*AIM*. Transcribe every line exactly. Leave the pictures behind.

*DATASET SECTION*.
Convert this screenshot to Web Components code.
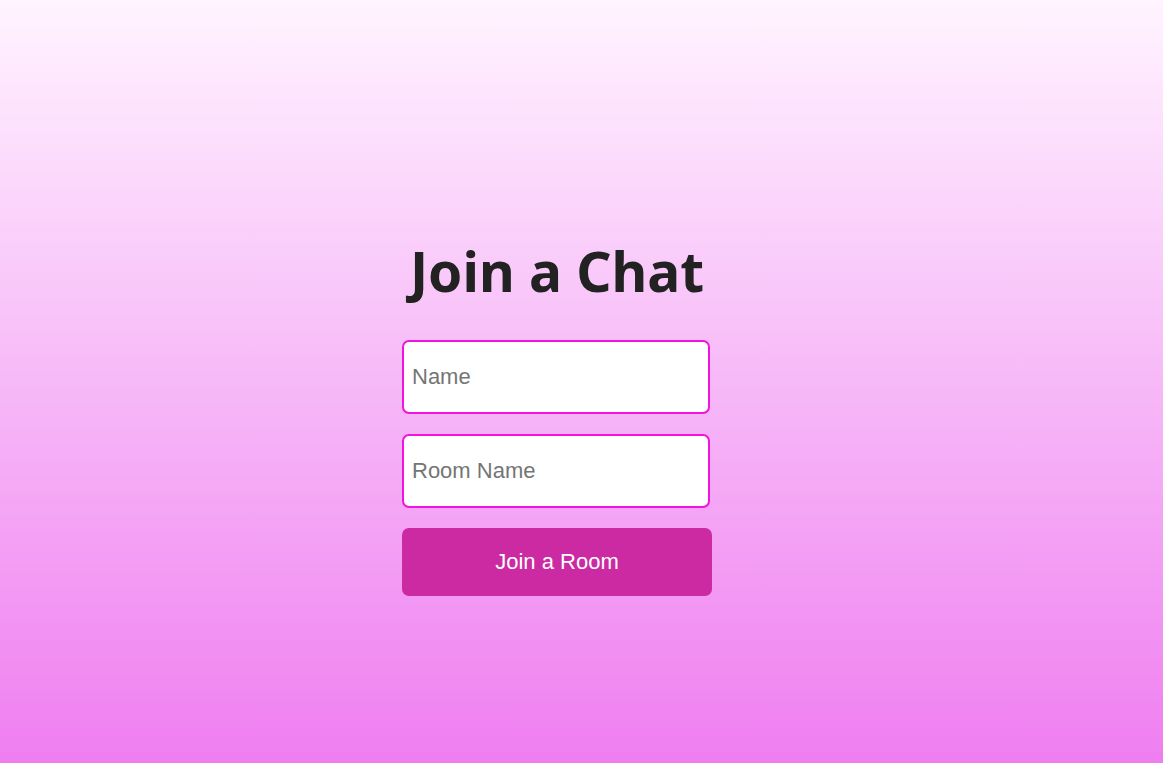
<!DOCTYPE html>
<html lang="en">
<head>
<meta charset="utf-8">
<title>Join a Chat</title>
<style>
html, body { margin: 0; min-height: 100%; }
body { font-family: "Noto Sans", sans-serif; color: #222; }
</style>
</head>
<body>
<chat-page>
  <join-form heading="Join a Chat">
    <chat-field label="Name" name="name"></chat-field>
    <chat-field label="Room Name" name="room"></chat-field>
    <chat-button>Join a Room</chat-button>
  </join-form>
</chat-page>
<script>
class ChatPage extends HTMLElement {
  constructor() {
    super();
    this.attachShadow({ mode: "open" }).innerHTML = `
      <style>
        :host { display: block; }
        main {
          box-sizing: border-box;
          min-height: 100vh;
          display: grid;
          place-items: center;
          padding: 66px 49px 0 0;
          background: linear-gradient(#fff4ff, #ef7ef0);
        }
      </style>
      <main><slot></slot></main>`;
  }
}

class JoinForm extends HTMLElement {
  constructor() {
    super();
    this.attachShadow({ mode: "open" }).innerHTML = `
      <style>
        :host { display: block; }
        form { display: flex; flex-direction: column; gap: 20px; width: 310px; }
        h1 { margin: 0 0 12px; font-size: 55px; line-height: 75px; font-weight: 700; text-align: center; white-space: nowrap; }
      </style>
      <form><h1></h1><slot></slot></form>`;
    this.shadowRoot.querySelector("h1").textContent = this.getAttribute("heading");
  }
}

class ChatField extends HTMLElement {
  constructor() {
    super();
    this.attachShadow({ mode: "open" }).innerHTML = `
      <style>
        :host { display: block; padding-right: 2px; }
        input {
          box-sizing: border-box;
          display: block;
          width: 100%;
          height: 74px;
          padding: 0 8px;
          border: 2px solid #f014dc;
          border-radius: 7px;
          background: #fff;
          font: 22px "Liberation Sans", Arial, sans-serif;
        }
        input::placeholder { color: #757575; }
      </style>
      <input type="text">`;
    const input = this.shadowRoot.querySelector("input");
    const label = this.getAttribute("label");
    input.placeholder = label;
    input.name = this.getAttribute("name");
    input.setAttribute("aria-label", label);
  }
}

class ChatButton extends HTMLElement {
  constructor() {
    super();
    this.attachShadow({ mode: "open" }).innerHTML = `
      <style>
        :host { display: block; }
        button {
          display: block;
          width: 100%;
          height: 68px;
          padding: 0;
          border: 0;
          border-radius: 7px;
          background: #cb2aa2;
          color: #fff;
          font: 22px "Liberation Sans", Arial, sans-serif;
          cursor: pointer;
        }
      </style>
      <button type="button"><slot></slot></button>`;
  }
}

customElements.define("chat-page", ChatPage);
customElements.define("join-form", JoinForm);
customElements.define("chat-field", ChatField);
customElements.define("chat-button", ChatButton);
</script>
</body>
</html>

*TASK ANSWER*.
Convert this screenshot to Web Components code.
<!DOCTYPE html>
<html lang="en">
<head>
<meta charset="utf-8">
<title>Join a Chat</title>
<style>
html, body { margin: 0; min-height: 100%; }
body { font-family: "Noto Sans", sans-serif; color: #222; }
</style>
</head>
<body>
<chat-page>
  <join-form heading="Join a Chat">
    <chat-field label="Name" name="name"></chat-field>
    <chat-field label="Room Name" name="room"></chat-field>
    <chat-button>Join a Room</chat-button>
  </join-form>
</chat-page>
<script>
class ChatPage extends HTMLElement {
  constructor() {
    super();
    this.attachShadow({ mode: "open" }).innerHTML = `
      <style>
        :host { display: block; }
        main {
          box-sizing: border-box;
          min-height: 100vh;
          display: grid;
          place-items: center;
          padding: 66px 49px 0 0;
          background: linear-gradient(#fff4ff, #ef7ef0);
        }
      </style>
      <main><slot></slot></main>`;
  }
}

class JoinForm extends HTMLElement {
  constructor() {
    super();
    this.attachShadow({ mode: "open" }).innerHTML = `
      <style>
        :host { display: block; }
        form { display: flex; flex-direction: column; gap: 20px; width: 310px; }
        h1 { margin: 0 0 12px; font-size: 55px; line-height: 75px; font-weight: 700; text-align: center; white-space: nowrap; }
      </style>
      <form><h1></h1><slot></slot></form>`;
    this.shadowRoot.querySelector("h1").textContent = this.getAttribute("heading");
  }
}

class ChatField extends HTMLElement {
  constructor() {
    super();
    this.attachShadow({ mode: "open" }).innerHTML = `
      <style>
        :host { display: block; padding-right: 2px; }
        input {
          box-sizing: border-box;
          display: block;
          width: 100%;
          height: 74px;
          padding: 0 8px;
          border: 2px solid #f014dc;
          border-radius: 7px;
          background: #fff;
          font: 22px "Liberation Sans", Arial, sans-serif;
        }
        input::placeholder { color: #757575; }
      </style>
      <input type="text">`;
    const input = this.shadowRoot.querySelector("input");
    const label = this.getAttribute("label");
    input.placeholder = label;
    input.name = this.getAttribute("name");
    input.setAttribute("aria-label", label);
  }
}

class ChatButton extends HTMLElement {
  constructor() {
    super();
    this.attachShadow({ mode: "open" }).innerHTML = `
      <style>
        :host { display: block; }
        button {
          display: block;
          width: 100%;
          height: 68px;
          padding: 0;
          border: 0;
          border-radius: 7px;
          background: #cb2aa2;
          color: #fff;
          font: 22px "Liberation Sans", Arial, sans-serif;
          cursor: pointer;
        }
      </style>
      <button type="button"><slot></slot></button>`;
  }
}

customElements.define("chat-page", ChatPage);
customElements.define("join-form", JoinForm);
customElements.define("chat-field", ChatField);
customElements.define("chat-button", ChatButton);
</script>
</body>
</html>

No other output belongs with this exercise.